Hot Dog King is Thorne’s most recent fiction work, consisting of four short stories.
One of the short stories, “Green Tequila Beach,” is about how a popular American singer/songwriter achieved fame.
“I guess I heard ‘Margaretville’ one too many times,” Thorne said.
He is filling this story out and will probably publish it as a full-length novel this summer.
Thorne recently submitted another one of his books, On the Dead Run, to Kindle Scout, a reader-driven campaign for unpublished works.
The readers read posted stories, and then vote for their favorite.
If Thorne’s is selected Kindle Press will publish the book.
The book is a coming-of-age novel with the U.S. Coast Guard set as the backdrop.
Readers can access and vote for the book at www.kindlescout.amazon.com/p/3RS2DCA3NFMCA.
Thorne’s barbershop is located in a 102-year-old building. It was originally the Ellenton State Bank, and has been several other businesses through the years before Thorne moved his business into it in the early 2000s.
He still manages to play music, even with running a business and being a prolific writer.
When he is asked to play at various venues around town, Thorne loves to oblige.

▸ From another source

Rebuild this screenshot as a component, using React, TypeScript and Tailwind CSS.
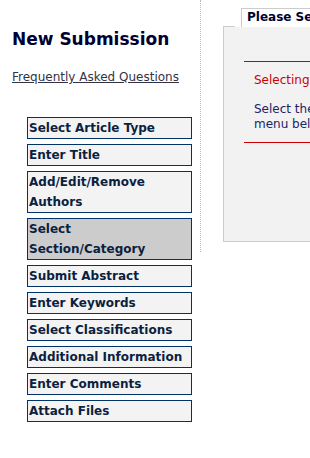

He also has had open-mike jams at his barbershop with local musician friends, inviting the community to come and listen.
Joe Bonfiglio is a professional musician and plays the guitar. He has known Thorne for six years, traveling in the same circle of musicians.
“We met through music,” Bonfiglio said. “He’s a talented musician and songwriter — and he also cuts my hair.”
Bonfiglio, who once lived in Palmetto, said he now drives down from Madeira Beach just to have Thorne cut his hair.
He also noticed Thorne’s dedication to his children.
“I love how Wendell interacts with his kids,” he said. “He’s a hardworking dad and tries to feed their passion.”
Bonfiglio also is familiar with Thorne as an author.
“He writes very clever and funny fiction,” he said. “Wendell is a very interesting person and really good at everything he does.
“But I won’t hold it against him that he’s a Red Sox fan,” Bonfiglio said.